▸ WHAT YOU SHOULD DO: How many lines of these records hold the string "Convert"? Reply with the number alone.

Raw records
════════

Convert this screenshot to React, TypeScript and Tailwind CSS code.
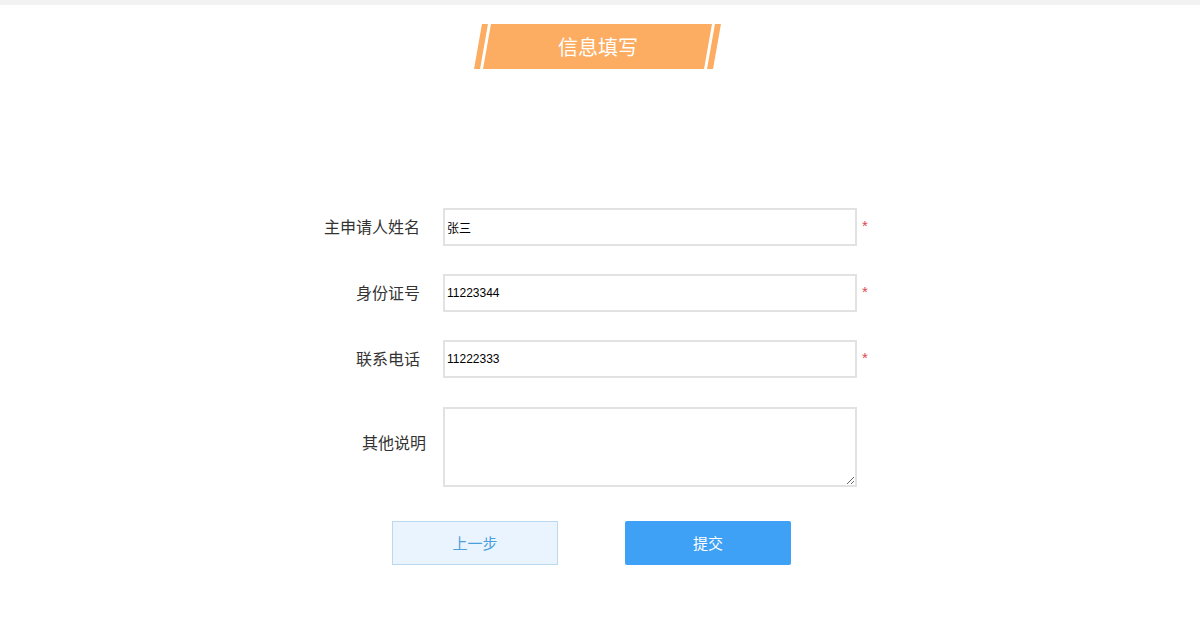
export default function App() {
  const font = { fontFamily: '"Noto Sans CJK SC", "Liberation Sans", sans-serif' }
  const rows = [
    { label: '主申请人姓名', value: '张三' },
    { label: '身份证号', value: '11223344' },
    { label: '联系电话', value: '11222333' },
  ]

  return (
    <div className="min-h-screen w-full bg-white" style={font}>
      {/* top strip */}
      <div className="h-[5px] bg-[#f2f2f2]" />

      {/* banner */}
      <div className="mt-[19px] flex justify-center">
        <div className="ml-[-5px] flex h-[45px] items-stretch gap-[3px]">
          <div className="w-[6px] -skew-x-[10deg] bg-[#fdad62]" />
          <div className="flex w-[221px] -skew-x-[10deg] items-center justify-center bg-[#fdad62]">
            <span className="skew-x-[10deg] text-[20px] leading-none text-white">信息填写</span>
          </div>
          <div className="w-[6px] -skew-x-[10deg] bg-[#fdad62]" />
        </div>
      </div>

      {/* form */}
      <div className="ml-[300px] mt-[139px] flex flex-col gap-[28px]">
        {rows.map((r) => (
          <div key={r.label} className="flex items-center">
            <label className="mr-[23px] w-[120px] pb-[2px] text-right text-[16px] leading-none text-[#333]">
              {r.label}
            </label>
            <input
              defaultValue={r.value}
              className="h-[38px] w-[414px] border-2 border-[#e2e2e2] bg-white px-[2px] text-[12px] text-black outline-none"
              style={{ fontFamily: '"Liberation Sans", "Noto Sans CJK SC", sans-serif' }}
            />
            <span
              className="ml-[5px] pb-[4px] text-[15px] leading-none text-[#e0474c]"
              style={{ fontFamily: '"Liberation Sans", sans-serif' }}
            >
              *
            </span>
          </div>
        ))}

        <div className="mt-[1px] flex items-start">
          <label className="mr-[17px] mt-[27px] w-[126px] text-right text-[16px] leading-none text-[#333]">
            其他说明
          </label>
          <textarea className="h-[80px] w-[414px] border-2 border-[#e2e2e2] bg-white px-[2px] text-[12px] outline-none" />
        </div>
      </div>

      {/* buttons */}
      <div className="ml-[392px] mt-[34px] flex gap-[67px]">
        <button className="h-[44px] w-[166px] border border-[#bcd8ef] bg-[#eaf4fe] text-[15px] text-[#4a9fdc]">
          上一步
        </button>
        <button className="h-[44px] w-[166px] rounded-[2px] bg-[#3ea1f6] text-[15px] text-white">
          提交
        </button>
      </div>
    </div>
  )
}
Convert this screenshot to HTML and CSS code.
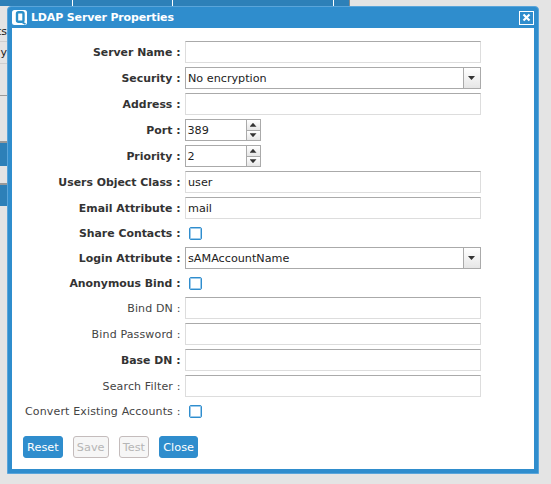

════════

▸ RESULT OF THIS EXERCISE: 2